The paper tackles the computational challenge of the TREX, a non-convex optimization problem for sparse high-dimensional regression, by developing a polynomial-time algorithm guaranteed to find the global minimum, and uses this to enable a variable selection scheme that controls false discovery rate.

The TREX is a recently introduced method for performing sparse high-dimensional regression. Despite its statistical promise as an alternative to the lasso, square-root lasso, and scaled lasso, the TREX is computationally challenging in that it requires solving a non-convex optimization problem. This paper shows a remarkable result: despite the non-convexity of the TREX problem, there exists a polynomial-time algorithm that is guaranteed to find the global minimum. This result adds the TREX to a very short list of non-convex optimization problems that can be globally optimized (principal components analysis being a famous example).
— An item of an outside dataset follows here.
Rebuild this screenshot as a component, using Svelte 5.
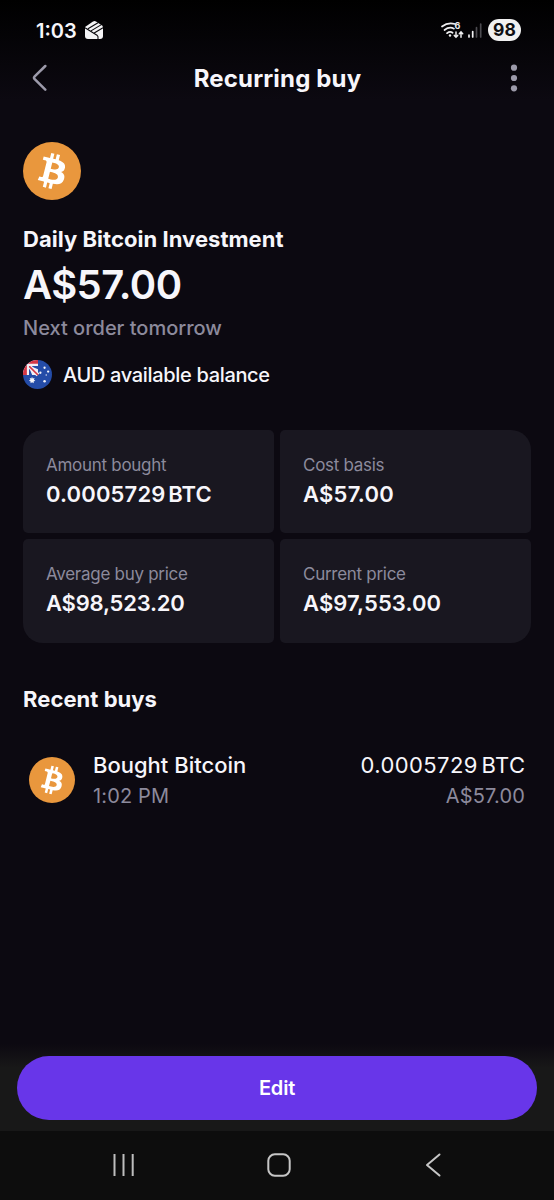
<script lang="ts">
  type Stat = { id: string; label: string; value: string };

  const stats: Stat[] = [
    { id: "amount", label: "Amount bought", value: "0.0005729 BTC" },
    { id: "basis", label: "Cost basis", value: "A$57.00" },
    { id: "average", label: "Average buy price", value: "A$98,523.20" },
    { id: "current", label: "Current price", value: "A$97,553.00" },
  ];

  const buys = [
    { title: "Bought Bitcoin", time: "1:02 PM", amount: "0.0005729 BTC", cost: "A$57.00" },
  ];
</script>

{#snippet bitcoin()}
  <svg class="coin" viewBox="0 0 32 32" aria-hidden="true">
    <circle cx="16" cy="16" r="16" fill="#e9973d" />
    <path
      fill="#fff"
      d="M23.189 14.02c.314-2.096-1.283-3.223-3.465-3.975l.708-2.84-1.728-.43-.69 2.765c-.454-.114-.92-.22-1.385-.326l.695-2.783L15.596 6l-.708 2.839c-.376-.086-.746-.17-1.104-.26l.002-.009-2.384-.595-.46 1.846s1.283.294 1.256.312c.7.175.826.638.805 1.006l-.806 3.235c.048.012.11.03.18.057l-.183-.045-1.13 4.532c-.086.212-.303.531-.793.41.018.025-1.256-.313-1.256-.313l-.858 1.978 2.25.561c.418.105.828.215 1.231.318l-.715 2.872 1.727.43.708-2.84c.472.127.93.245 1.378.357l-.706 2.828 1.728.43.715-2.866c2.948.558 5.164.333 6.097-2.333.752-2.146-.037-3.385-1.588-4.192 1.13-.26 1.98-1.003 2.207-2.538zm-3.95 5.538c-.533 2.147-4.148.986-5.32.695l.95-3.805c1.172.293 4.929.872 4.37 3.11zm.535-5.569c-.487 1.953-3.495.96-4.47.717l.86-3.45c.975.243 4.118.696 3.61 2.733z"
    />
  </svg>
{/snippet}

<div class="screen">
  <div class="status">
    <span class="clock">1:03</span>
    <svg class="app-mark" width="20" height="20" viewBox="0 0 20 20" aria-hidden="true">
      <path fill="#f4f4f6" d="M1 7 9 1.500Q10.500 .6 12 1.500L18 5.500Q19 6.300 19 7.500V16Q19 19 16 19H4Q1 19 1 16Z" />
      <g fill="none" stroke="#08070b" stroke-width="1.100">
        <path d="M1 7.800 13 15.200Q14.500 16.500 14 19" />
        <path d="M4 8.800 14 2.700M7 10.900 17 4.900M10.200 13 19 7.700" />
      </g>
    </svg>
    <div class="signals">
      <svg width="23" height="20" viewBox="0 0 23 20" aria-hidden="true">
        <g fill="none" stroke="#eeeef0" stroke-width="1.700" stroke-linecap="round">
          <path d="M1 6.500Q7 1.800 14 4" />
          <path d="M3.500 10Q8.500 6.200 13 8.700" />
          <path d="M6 13.200Q9 11 11.600 12.800" />
          <path d="M15 12V17M13.300 15.400 15 17.200 16.700 15.400" stroke-width="1.500" />
          <path d="M20 17.200V12M18.300 13.700 20 11.900 21.700 13.700" stroke-width="1.500" />
        </g>
        <circle cx="9" cy="15.500" r="1.200" fill="#eeeef0" />
        <text class="band" x="13.600" y="8.800">6</text>
      </svg>
      <svg class="bars" width="14" height="15" viewBox="0 0 14 15" aria-hidden="true">
        <path d="M1 12.200V14M4.700 8.600V14" stroke="#f1f1f3" stroke-width="1.700" stroke-linecap="round" />
        <path d="M8.500 4.700V14M12.700 1V14" stroke="#4c4b50" stroke-width="1.700" stroke-linecap="round" />
      </svg>
      <span class="battery">98</span>
    </div>
  </div>

  <header>
    <button class="icon-button" type="button" aria-label="Back">
      <svg width="16" height="28" viewBox="0 0 16 28">
        <path d="M13.300 2 2.700 12.400Q1.300 13.800 2.700 15.200L13.300 25.600" fill="none" stroke="#9c9aaa" stroke-width="2.500" stroke-linecap="round" />
      </svg>
    </button>
    <h1>Recurring buy</h1>
    <button class="icon-button" type="button" aria-label="More options">
      <svg width="8" height="28" viewBox="0 0 8 28" fill="#9c9aaa">
        <circle cx="4" cy="3.700" r="3.100" />
        <circle cx="4" cy="14" r="3.100" />
        <circle cx="4" cy="24.300" r="3.100" />
      </svg>
    </button>
  </header>

  <main>
    <section class="summary">
      {@render bitcoin()}
      <h2 class="name">Daily Bitcoin Investment</h2>
      <p class="total">A$57.00</p>
      <p class="next">Next order tomorrow</p>
      <div class="source">
        <svg width="29" height="29" viewBox="0 0 30 30" aria-hidden="true">
          <clipPath id="flag"><circle cx="15" cy="15" r="15" /></clipPath>
          <g clip-path="url(#flag)">
            <rect width="30" height="30" fill="#244ca8" />
            <rect width="15.500" height="15.500" fill="#f2eff5" />
            <path d="M0 0H15.500V4H4V15.500H0Z" fill="#d53745" />
            <path d="M7.500 6.200H15.500V9.500M6.200 7.500V15.500H9.500" fill="#244ca8" />
            <path d="M5.500 5.500 15.500 15.500" stroke="#f2eff5" stroke-width="4" />
            <path d="M6 6 15.500 15.500" stroke="#d53745" stroke-width="1.700" />
            <path d="M5 5.400H15.500M5.400 5V15.500" stroke="#f2eff5" stroke-width="1.500" />
          </g>
          <g fill="#f5f5fa">
            <path d="m9.300 17.400.8 1.700 1.900-.5-.7 1.800 1.500 1.100-1.800.7.1 1.900-1.700-1-1.600 1 .1-1.900-1.800-.7 1.500-1.100-.7-1.800 1.800.5z" />
            <circle cx="22.300" cy="8" r="1.200" />
            <circle cx="18" cy="13.200" r="1.200" />
            <circle cx="26" cy="12" r="1.200" />
            <circle cx="24" cy="15.500" r=".7" />
            <circle cx="22.300" cy="22" r="1.300" />
          </g>
        </svg>
        <span>AUD available balance</span>
      </div>
    </section>

    <section class="stats">
      {#each stats as stat (stat.id)}
        <div class="stat">
          <span class="label">{stat.label}</span>
          <span class="value {stat.id}">{stat.value}</span>
        </div>
      {/each}
    </section>

    <section class="recent">
      <h2>Recent buys</h2>
      {#each buys as buy}
        <div class="buy">
          {@render bitcoin()}
          <div class="lines">
            <span class="primary">{buy.title}</span>
            <span class="secondary">{buy.time}</span>
          </div>
          <div class="lines end">
            <span class="primary amount">{buy.amount}</span>
            <span class="secondary">{buy.cost}</span>
          </div>
        </div>
      {/each}
    </section>
  </main>

  <footer>
    <button class="edit" type="button">Edit</button>
  </footer>

  <nav aria-label="System navigation">
    <svg width="24" height="24" viewBox="0 0 24 24">
      <path d="M2.500 1V23M11.500 1V23M20.700 1V23" stroke="#bdbdbd" stroke-width="2" />
    </svg>
    <svg width="24" height="24" viewBox="0 0 24 24">
      <rect x="1.300" y="1.300" width="21.400" height="21.400" rx="6.500" fill="none" stroke="#c6c6c6" stroke-width="2" />
    </svg>
    <svg width="24" height="24" viewBox="0 0 24 24">
      <path d="M18.500 1.500 6 12 18.500 22.500" fill="none" stroke="#c6c6c6" stroke-width="2" stroke-linecap="round" stroke-linejoin="round" />
    </svg>
  </nav>
</div>

<style>
  :global(body) {
    background: #0c0911;
  }

  .screen {
    box-sizing: border-box;
    display: flex;
    flex-direction: column;
    height: 1200px;
    overflow: hidden;
    background: linear-gradient(#000 0, #0c0911 100px);
    color: #f7f6fb;
    font-family: Inter, "Liberation Sans", sans-serif;
    white-space: nowrap;
  }

  h1,
  h2,
  p {
    margin: 0;
  }

  button {
    padding: 0;
    border: 0;
    background: none;
    color: inherit;
    font: inherit;
    cursor: pointer;
  }

  svg {
    display: block;
    flex: none;
  }

  .status {
    display: flex;
    align-items: center;
    height: 60px;
    padding: 0 33px 0 36px;
  }

  .clock {
    width: 48px;
    font-size: 20px;
    font-weight: 600;
    line-height: 22px;
    padding-top: 1px;
  }

  .signals {
    display: flex;
    align-items: center;
    margin-left: auto;
  }

  .band {
    font-size: 9px;
    font-weight: 700;
    fill: #eeeef0;
  }

  .bars {
    margin: 0 6px 0 4px;
  }

  .battery {
    width: 33px;
    border-radius: 11px;
    background: #f1f1f1;
    color: #101013;
    font-size: 17.5px;
    font-weight: 700;
    line-height: 22px;
    text-align: center;
  }

  header {
    display: flex;
    align-items: center;
    justify-content: space-between;
    height: 36px;
    padding: 0 36px 0 32px;
  }

  h1 {
    margin: 2px 3px 0 0;
    font-size: 24px;
    font-weight: 700;
    letter-spacing: 0.16px;
    line-height: 36px;
  }

  main {
    flex: 1;
    padding: 46px 23px 0;
  }

  .summary .coin {
    width: 58px;
    height: 58px;
  }

  .name {
    margin-top: 24px;
    font-size: 22px;
    font-weight: 700;
    letter-spacing: 0.04px;
    line-height: 30px;
  }

  .total {
    padding-top: 1px;
    font-size: 40px;
    font-weight: 600;
    letter-spacing: -0.55px;
    line-height: 60px;
  }

  .next {
    color: #8c8a9c;
    font-size: 20px;
    font-weight: 500;
    line-height: 26px;
  }

  .source {
    display: flex;
    align-items: center;
    gap: 11px;
    height: 30px;
    margin-top: 18px;
    font-size: 20px;
    font-weight: 500;
    letter-spacing: -0.33px;
  }

  .source span {
    padding-top: 1px;
  }

  .stats {
    display: grid;
    grid-template-columns: 1fr 1fr;
    gap: 6px;
    margin-top: 40.5px;
    border-radius: 20px;
    overflow: hidden;
  }

  .stat {
    display: flex;
    flex-direction: column;
    box-sizing: border-box;
    height: 103.5px;
    padding: 22px 23px;
    border-radius: 5px;
    background: #191720;
  }

  .label {
    color: #8c8a9c;
    font-size: 17px;
    letter-spacing: -0.28px;
    line-height: 26px;
  }

  .value {
    font-size: 22px;
    font-weight: 600;
    line-height: 33px;
  }

  .value.amount {
    letter-spacing: 0.15px;
    word-spacing: -3px;
  }

  .value.basis {
    letter-spacing: 0.25px;
  }

  .value.average {
    letter-spacing: -0.2px;
  }

  .value.current {
    letter-spacing: 0.1px;
  }

  .recent h2 {
    margin-top: 41px;
    font-size: 22px;
    font-weight: 700;
    letter-spacing: 0.05px;
    line-height: 30px;
  }

  .buy {
    display: flex;
    align-items: center;
    padding: 35px 6px 0;
  }

  .buy .coin {
    width: 46px;
    height: 46px;
  }

  .lines {
    display: flex;
    flex-direction: column;
    margin-left: 18px;
  }

  .lines.end {
    align-items: flex-end;
    margin-left: auto;
  }

  .primary {
    font-size: 22px;
    font-weight: 500;
    line-height: 32px;
  }

  .primary.amount {
    font-weight: 400;
    letter-spacing: 0.4px;
    margin-right: -0.4px;
    word-spacing: -3px;
  }

  .secondary {
    color: #8c8a9c;
    font-size: 20px;
    letter-spacing: 0.15px;
    line-height: 30px;
  }

  footer {
    box-sizing: border-box;
    height: 87px;
    padding: 12px 17px 11px;
    background: linear-gradient(#0c0911 0, #181818 24px);
  }

  .edit {
    display: block;
    width: 100%;
    height: 64px;
    border-radius: 32px;
    background: #6836e9;
    color: #fff;
    font-size: 20px;
    font-weight: 600;
    letter-spacing: -0.2px;
    line-height: 64px;
  }

  nav {
    display: flex;
    align-items: center;
    justify-content: space-between;
    height: 69px;
    box-sizing: border-box;
    padding: 0 109px 2px 112px;
    background: #0d0d0d;
  }
</style>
After deriving and developing this new approach, we demonstrate that (i) the ability of the preexisting TREX heuristic to reach the global minimum is strongly dependent on the difficulty of the underlying statistical problem, (ii) the new polynomial-time algorithm for TREX permits a novel variable ranking and selection scheme, (iii) this scheme can be incorporated into a rule that controls the false discovery rate (FDR) of included features in the model. To achieve this last aim, we provide an extension of the results of Barber & Candes (2015) to establish that the knockoff filter framework can be applied to the TREX. This investigation thus provides both a rare case study of a heuristic for non-convex optimization and a novel way of exploiting non-convexity for statistical inference.